== RECORDS PROVIDED ==
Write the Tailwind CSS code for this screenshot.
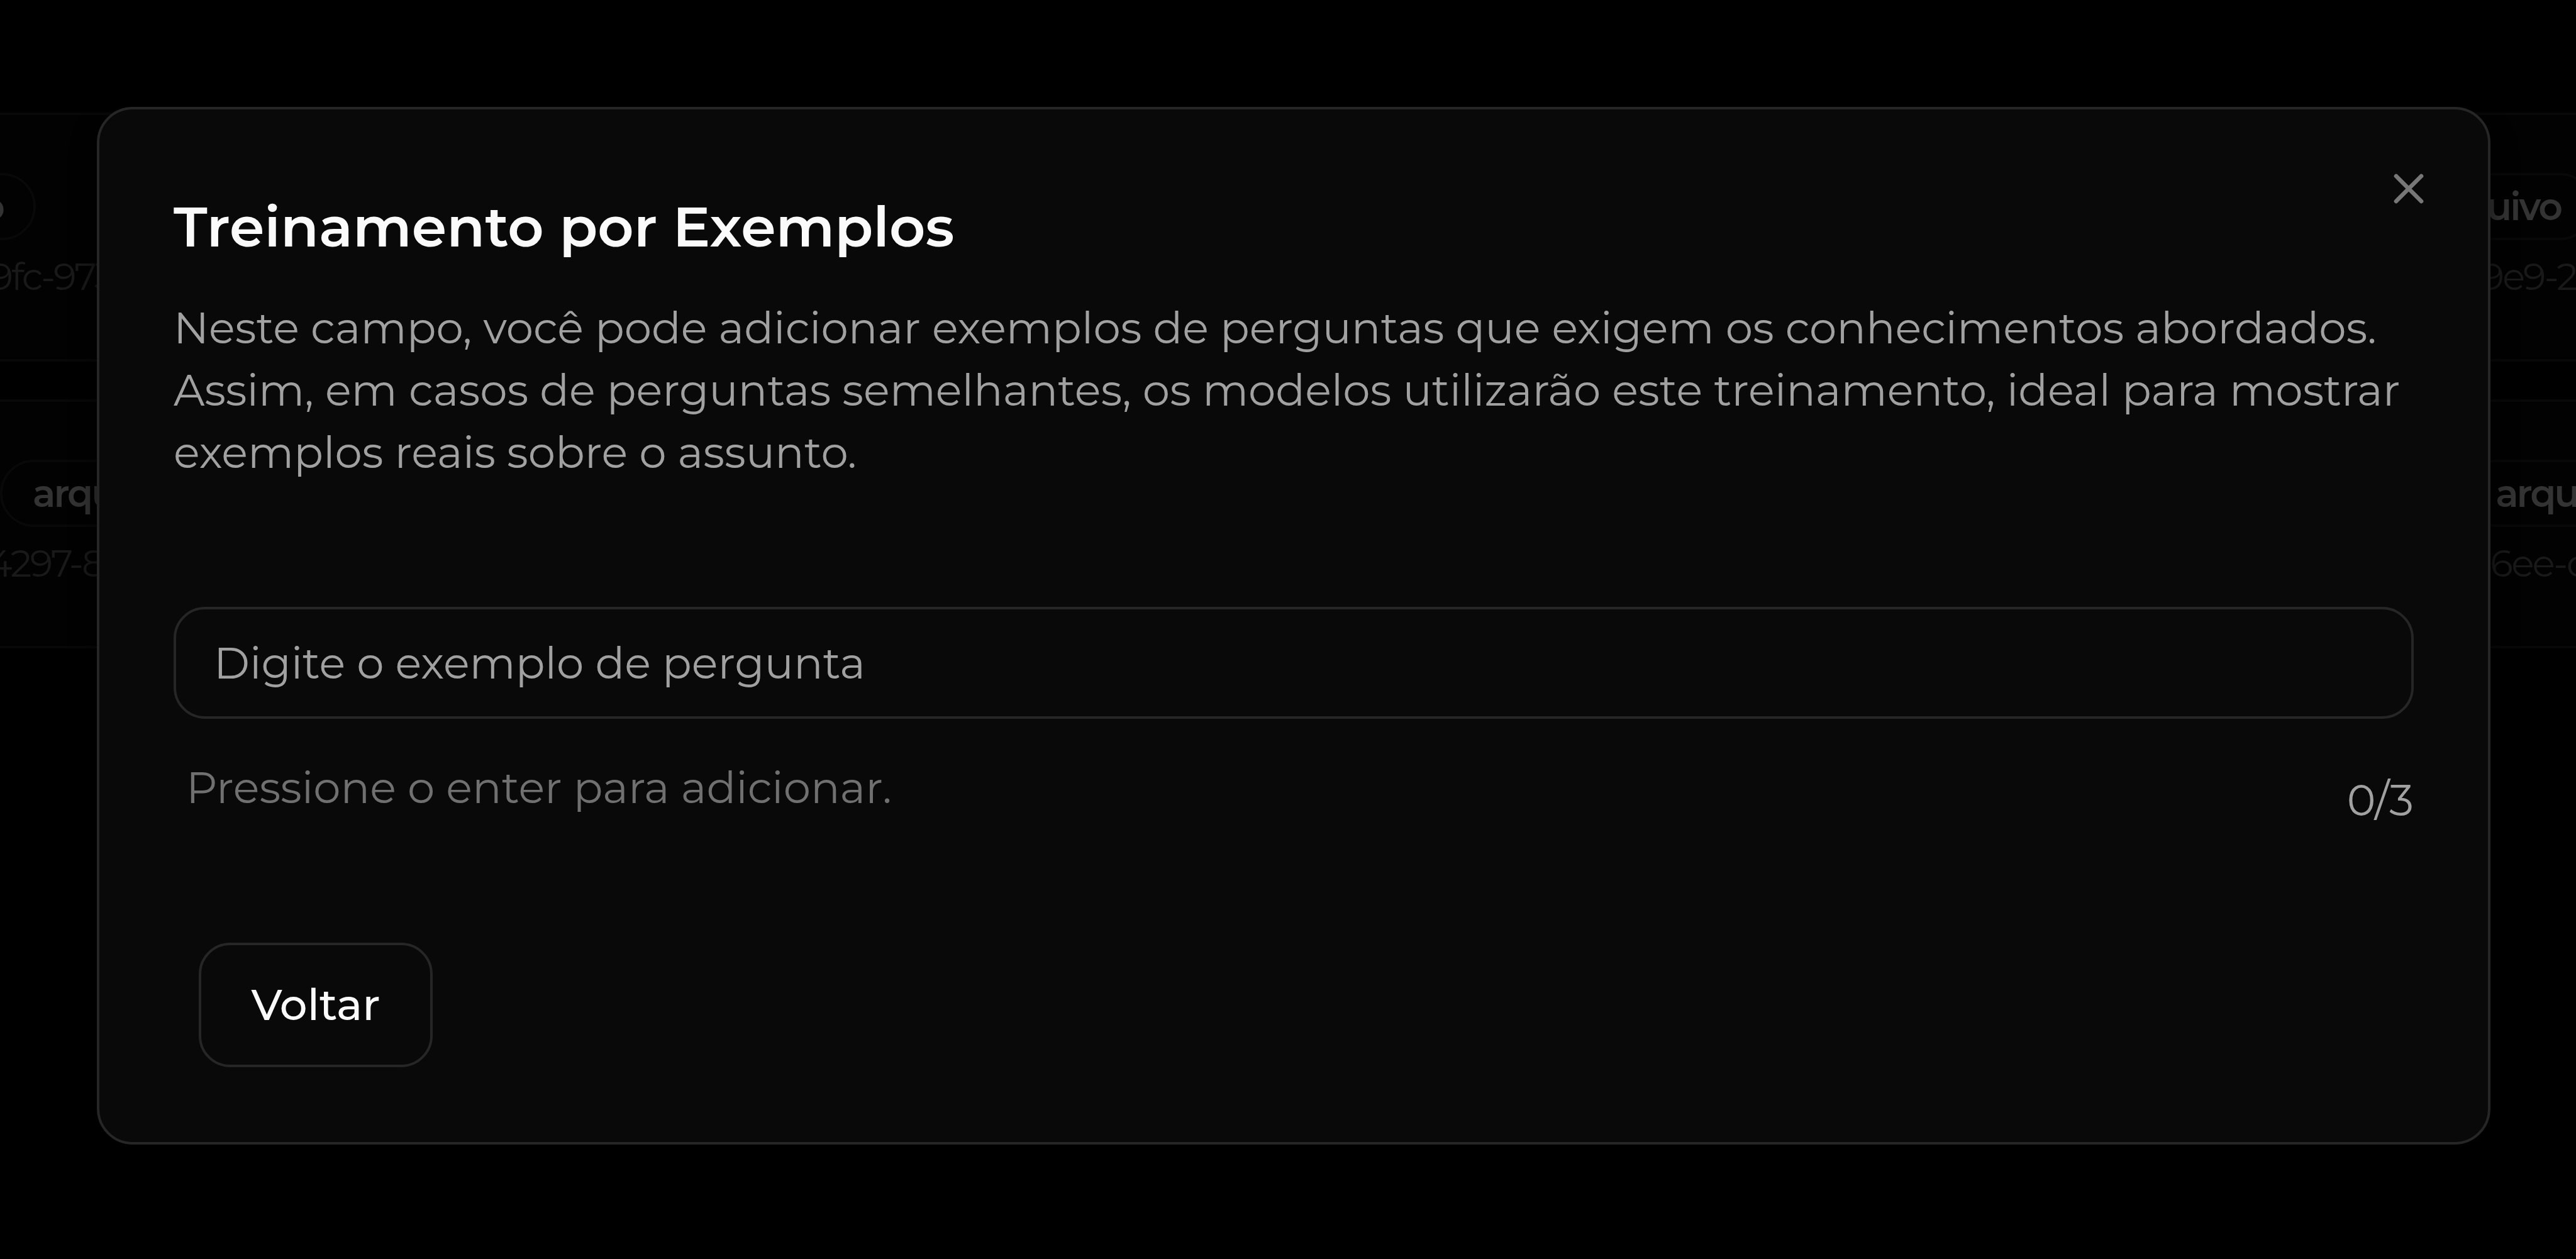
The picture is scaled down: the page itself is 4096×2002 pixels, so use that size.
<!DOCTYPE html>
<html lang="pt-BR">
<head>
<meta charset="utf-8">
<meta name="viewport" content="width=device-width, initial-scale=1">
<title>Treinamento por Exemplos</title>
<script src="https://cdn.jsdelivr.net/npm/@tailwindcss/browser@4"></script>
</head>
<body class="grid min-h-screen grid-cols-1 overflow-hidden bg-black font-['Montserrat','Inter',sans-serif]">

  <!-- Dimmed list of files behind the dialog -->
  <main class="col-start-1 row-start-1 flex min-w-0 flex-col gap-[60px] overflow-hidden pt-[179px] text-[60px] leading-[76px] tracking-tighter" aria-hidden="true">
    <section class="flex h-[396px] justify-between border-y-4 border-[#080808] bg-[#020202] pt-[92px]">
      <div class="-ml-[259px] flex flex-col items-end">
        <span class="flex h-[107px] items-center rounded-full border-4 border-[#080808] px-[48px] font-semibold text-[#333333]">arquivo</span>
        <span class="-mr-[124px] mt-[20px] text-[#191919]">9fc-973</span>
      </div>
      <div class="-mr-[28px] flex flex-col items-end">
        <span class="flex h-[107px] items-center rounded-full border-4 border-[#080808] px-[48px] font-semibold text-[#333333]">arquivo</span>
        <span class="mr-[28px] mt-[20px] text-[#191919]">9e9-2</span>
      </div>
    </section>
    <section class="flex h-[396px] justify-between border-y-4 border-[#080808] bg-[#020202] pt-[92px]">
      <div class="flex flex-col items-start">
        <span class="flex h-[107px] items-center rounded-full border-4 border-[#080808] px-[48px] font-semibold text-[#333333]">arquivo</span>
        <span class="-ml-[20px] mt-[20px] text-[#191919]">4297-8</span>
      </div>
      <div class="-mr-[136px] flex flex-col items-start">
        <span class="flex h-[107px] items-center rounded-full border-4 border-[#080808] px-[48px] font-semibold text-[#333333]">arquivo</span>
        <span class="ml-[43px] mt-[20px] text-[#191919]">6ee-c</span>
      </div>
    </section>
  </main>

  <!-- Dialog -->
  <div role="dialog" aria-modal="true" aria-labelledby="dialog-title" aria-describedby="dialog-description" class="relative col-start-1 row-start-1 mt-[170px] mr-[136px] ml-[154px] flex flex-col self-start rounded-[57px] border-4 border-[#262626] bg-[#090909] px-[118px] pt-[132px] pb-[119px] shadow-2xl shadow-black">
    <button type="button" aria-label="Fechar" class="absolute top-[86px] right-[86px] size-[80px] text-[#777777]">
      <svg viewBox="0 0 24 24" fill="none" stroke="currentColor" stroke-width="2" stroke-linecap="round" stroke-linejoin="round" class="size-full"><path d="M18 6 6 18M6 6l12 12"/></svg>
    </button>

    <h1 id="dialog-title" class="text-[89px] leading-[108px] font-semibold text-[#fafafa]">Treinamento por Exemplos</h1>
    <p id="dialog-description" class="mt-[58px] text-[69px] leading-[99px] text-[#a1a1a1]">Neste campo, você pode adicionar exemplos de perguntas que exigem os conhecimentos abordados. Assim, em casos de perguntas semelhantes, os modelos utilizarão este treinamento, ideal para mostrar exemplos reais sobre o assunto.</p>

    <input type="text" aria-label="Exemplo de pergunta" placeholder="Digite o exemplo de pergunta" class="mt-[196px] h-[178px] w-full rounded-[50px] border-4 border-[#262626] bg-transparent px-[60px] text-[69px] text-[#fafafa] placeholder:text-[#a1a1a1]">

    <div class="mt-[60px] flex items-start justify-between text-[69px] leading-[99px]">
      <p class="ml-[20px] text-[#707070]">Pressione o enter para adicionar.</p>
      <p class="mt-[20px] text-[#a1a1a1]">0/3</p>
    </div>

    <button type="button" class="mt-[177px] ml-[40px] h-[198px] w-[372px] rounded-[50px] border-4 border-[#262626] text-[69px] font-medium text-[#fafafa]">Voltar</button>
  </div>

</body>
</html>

--

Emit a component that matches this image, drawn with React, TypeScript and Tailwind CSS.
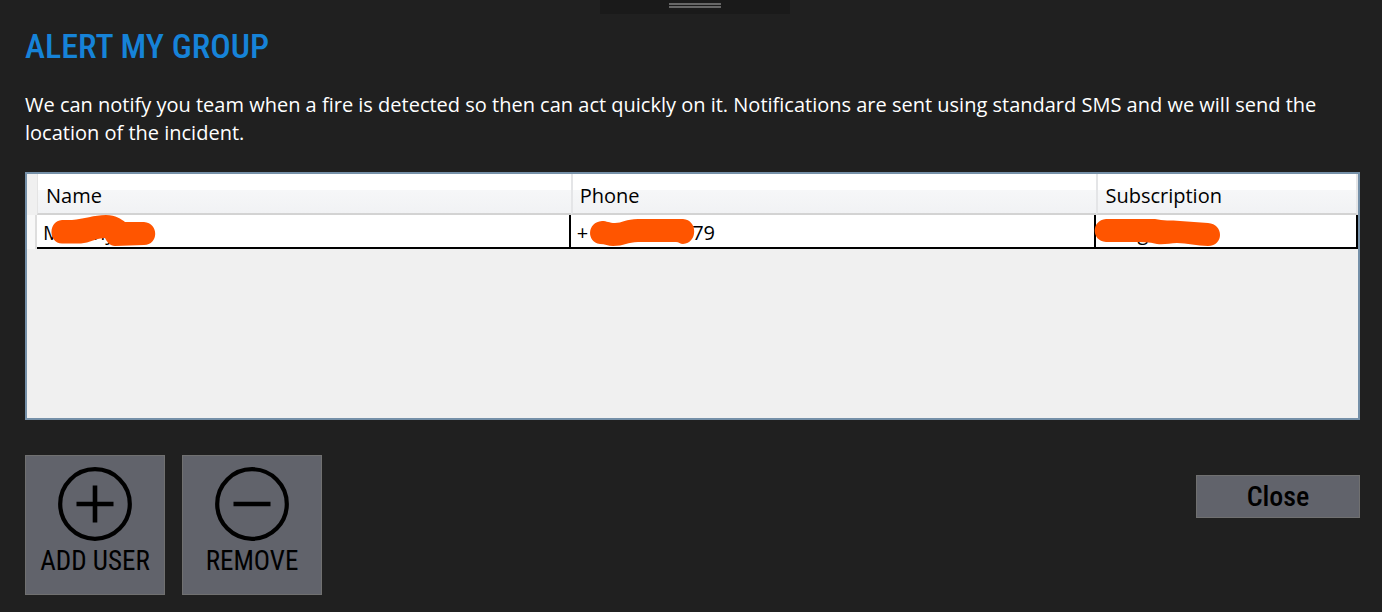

== EXERCISE AIM ==
Everything from the line with "Write the Tailwind" down to the line with "min-h-screen grid-cols-1 overflow-hidden" in the data above should be copied exactly, with both end lines kept and the pictures left out.

== EXERCISE OUTPUT ==
Write the Tailwind CSS code for this screenshot.
The picture is scaled down: the page itself is 4096×2002 pixels, so use that size.
<!DOCTYPE html>
<html lang="pt-BR">
<head>
<meta charset="utf-8">
<meta name="viewport" content="width=device-width, initial-scale=1">
<title>Treinamento por Exemplos</title>
<script src="https://cdn.jsdelivr.net/npm/@tailwindcss/browser@4"></script>
</head>
<body class="grid min-h-screen grid-cols-1 overflow-hidden bg-black font-['Montserrat','Inter',sans-serif]">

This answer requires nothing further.